## What is being asked
Pictures do not belong in your copy. Repeat all the other data exactly.

## Collected material
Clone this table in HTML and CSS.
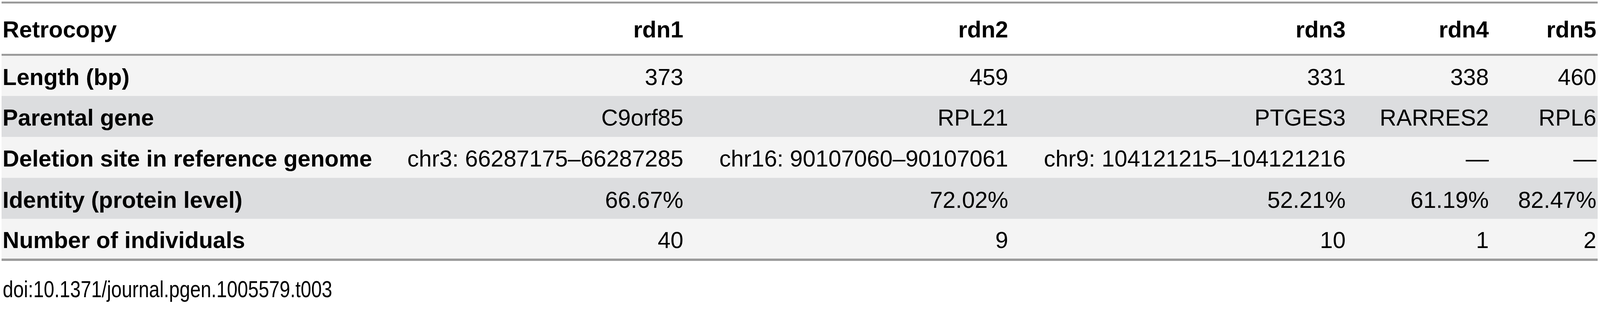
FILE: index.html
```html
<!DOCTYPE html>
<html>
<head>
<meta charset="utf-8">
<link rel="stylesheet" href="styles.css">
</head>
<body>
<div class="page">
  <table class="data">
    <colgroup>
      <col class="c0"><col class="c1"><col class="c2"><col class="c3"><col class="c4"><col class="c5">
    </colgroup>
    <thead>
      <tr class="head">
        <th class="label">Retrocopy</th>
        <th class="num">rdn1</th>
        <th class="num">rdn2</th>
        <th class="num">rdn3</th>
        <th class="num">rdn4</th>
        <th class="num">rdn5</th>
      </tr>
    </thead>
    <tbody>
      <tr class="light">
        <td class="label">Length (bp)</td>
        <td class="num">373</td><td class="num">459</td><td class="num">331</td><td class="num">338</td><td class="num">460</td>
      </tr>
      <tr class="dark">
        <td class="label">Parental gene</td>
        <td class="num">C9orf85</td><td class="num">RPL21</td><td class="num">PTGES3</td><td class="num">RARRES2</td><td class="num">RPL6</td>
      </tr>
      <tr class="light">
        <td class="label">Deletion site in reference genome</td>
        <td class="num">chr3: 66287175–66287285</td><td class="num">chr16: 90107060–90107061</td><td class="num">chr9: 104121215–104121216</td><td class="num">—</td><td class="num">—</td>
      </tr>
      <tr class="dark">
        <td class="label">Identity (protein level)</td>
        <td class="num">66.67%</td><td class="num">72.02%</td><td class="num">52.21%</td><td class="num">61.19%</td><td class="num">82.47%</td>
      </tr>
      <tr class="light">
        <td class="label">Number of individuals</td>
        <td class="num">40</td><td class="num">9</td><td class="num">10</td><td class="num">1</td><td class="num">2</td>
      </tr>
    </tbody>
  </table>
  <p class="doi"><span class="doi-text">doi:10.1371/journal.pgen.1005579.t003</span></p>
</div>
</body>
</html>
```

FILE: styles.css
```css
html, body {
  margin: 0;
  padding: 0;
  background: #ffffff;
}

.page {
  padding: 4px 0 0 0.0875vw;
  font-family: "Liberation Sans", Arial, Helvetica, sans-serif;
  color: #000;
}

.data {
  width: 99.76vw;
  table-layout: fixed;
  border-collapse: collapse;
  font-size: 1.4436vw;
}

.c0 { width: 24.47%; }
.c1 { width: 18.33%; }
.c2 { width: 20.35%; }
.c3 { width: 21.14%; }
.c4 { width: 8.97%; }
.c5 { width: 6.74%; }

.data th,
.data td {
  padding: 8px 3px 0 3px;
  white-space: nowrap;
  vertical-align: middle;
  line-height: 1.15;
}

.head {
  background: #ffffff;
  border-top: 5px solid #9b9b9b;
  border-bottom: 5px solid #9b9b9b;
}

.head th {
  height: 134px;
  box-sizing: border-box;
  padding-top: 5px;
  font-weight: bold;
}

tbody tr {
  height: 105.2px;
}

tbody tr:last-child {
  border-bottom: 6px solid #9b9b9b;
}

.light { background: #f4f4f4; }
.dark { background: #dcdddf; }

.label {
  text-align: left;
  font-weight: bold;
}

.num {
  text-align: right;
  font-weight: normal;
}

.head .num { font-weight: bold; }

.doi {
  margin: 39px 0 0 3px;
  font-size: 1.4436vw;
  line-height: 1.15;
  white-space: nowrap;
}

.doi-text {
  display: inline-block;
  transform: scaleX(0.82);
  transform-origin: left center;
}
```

## Reply to the task
Clone this table in HTML and CSS.
FILE: index.html
```html
<!DOCTYPE html>
<html>
<head>
<meta charset="utf-8">
<link rel="stylesheet" href="styles.css">
</head>
<body>
<div class="page">
  <table class="data">
    <colgroup>
      <col class="c0"><col class="c1"><col class="c2"><col class="c3"><col class="c4"><col class="c5">
    </colgroup>
    <thead>
      <tr class="head">
        <th class="label">Retrocopy</th>
        <th class="num">rdn1</th>
        <th class="num">rdn2</th>
        <th class="num">rdn3</th>
        <th class="num">rdn4</th>
        <th class="num">rdn5</th>
      </tr>
    </thead>
    <tbody>
      <tr class="light">
        <td class="label">Length (bp)</td>
        <td class="num">373</td><td class="num">459</td><td class="num">331</td><td class="num">338</td><td class="num">460</td>
      </tr>
      <tr class="dark">
        <td class="label">Parental gene</td>
        <td class="num">C9orf85</td><td class="num">RPL21</td><td class="num">PTGES3</td><td class="num">RARRES2</td><td class="num">RPL6</td>
      </tr>
      <tr class="light">
        <td class="label">Deletion site in reference genome</td>
        <td class="num">chr3: 66287175–66287285</td><td class="num">chr16: 90107060–90107061</td><td class="num">chr9: 104121215–104121216</td><td class="num">—</td><td class="num">—</td>
      </tr>
      <tr class="dark">
        <td class="label">Identity (protein level)</td>
        <td class="num">66.67%</td><td class="num">72.02%</td><td class="num">52.21%</td><td class="num">61.19%</td><td class="num">82.47%</td>
      </tr>
      <tr class="light">
        <td class="label">Number of individuals</td>
        <td class="num">40</td><td class="num">9</td><td class="num">10</td><td class="num">1</td><td class="num">2</td>
      </tr>
    </tbody>
  </table>
  <p class="doi"><span class="doi-text">doi:10.1371/journal.pgen.1005579.t003</span></p>
</div>
</body>
</html>
```

FILE: styles.css
```css
html, body {
  margin: 0;
  padding: 0;
  background: #ffffff;
}

.page {
  padding: 4px 0 0 0.0875vw;
  font-family: "Liberation Sans", Arial, Helvetica, sans-serif;
  color: #000;
}

.data {
  width: 99.76vw;
  table-layout: fixed;
  border-collapse: collapse;
  font-size: 1.4436vw;
}

.c0 { width: 24.47%; }
.c1 { width: 18.33%; }
.c2 { width: 20.35%; }
.c3 { width: 21.14%; }
.c4 { width: 8.97%; }
.c5 { width: 6.74%; }

.data th,
.data td {
  padding: 8px 3px 0 3px;
  white-space: nowrap;
  vertical-align: middle;
  line-height: 1.15;
}

.head {
  background: #ffffff;
  border-top: 5px solid #9b9b9b;
  border-bottom: 5px solid #9b9b9b;
}

.head th {
  height: 134px;
  box-sizing: border-box;
  padding-top: 5px;
  font-weight: bold;
}

tbody tr {
  height: 105.2px;
}

tbody tr:last-child {
  border-bottom: 6px solid #9b9b9b;
}

.light { background: #f4f4f4; }
.dark { background: #dcdddf; }

.label {
  text-align: left;
  font-weight: bold;
}

.num {
  text-align: right;
  font-weight: normal;
}

.head .num { font-weight: bold; }

.doi {
  margin: 39px 0 0 3px;
  font-size: 1.4436vw;
  line-height: 1.15;
  white-space: nowrap;
}

.doi-text {
  display: inline-block;
  transform: scaleX(0.82);
  transform-origin: left center;
}
```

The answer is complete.